Riccardo Schiaffino  Identity Verified
United States
Local time: 09:21
Member (2003)
English to Italian
+ ...
Smaller segments result in more matches. Jul 19, 2011

Smaller segments (i.e. segmentation at the sentence level) will definitely result in many more matches.

Say that you have the following two paragraphs (taken, for simplicity sake, from the posting rules here):

When posting about a CAT tool or other software program, include the product name, version, your operating system, and any other relevant details. This will avoid confusion and allow you to get or give better assistance. This forum is dedicated to providing and receiving support on software. If you are seeking information on training relating to software, please submit a support request.


and

If you are seeking information on training relating to software, please submit a support request. This forum is dedicated to providing and receiving support on software. When posting about a TM tool or other software program, include the product name, version, your operating system, and any other relevant details. This will avoid confusion and allow you to get or give better assistance.

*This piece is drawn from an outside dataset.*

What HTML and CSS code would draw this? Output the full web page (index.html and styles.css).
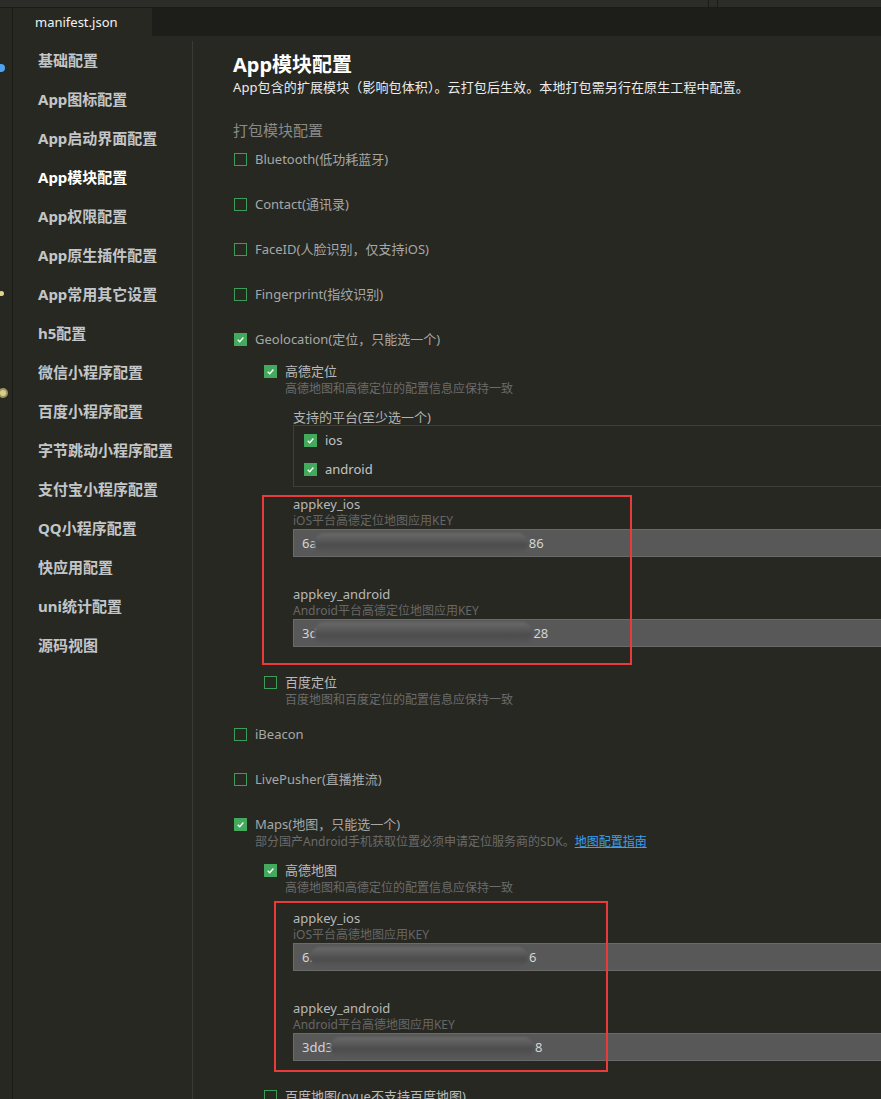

If you are segmenting at the paragraph level, you will probably get no match at all, since the order of the sentences is so different. On the other hand, if you are segmenting at the sentence level, you'll get three sentences suggested as 100% matches, and one as a high fuzzy match (only one word changed).


Direct link Reply with quote
 

Richard Hill  Identity Verified
Mexico
Local time: 11:21
Member (2011)
Spanish to English
TOPIC STARTER
Problem with abbreviations in sentence based segmentation Jul 19, 2011

Riccardo Schiaffino wrote:
If you are segmenting at the paragraph level, you will probably get no match at all, since the order of the sentences is so different. On the other hand, if you are segmenting at the sentence level, you'll get three sentences suggested as 100% matches, and one as a high fuzzy match (only one word changed).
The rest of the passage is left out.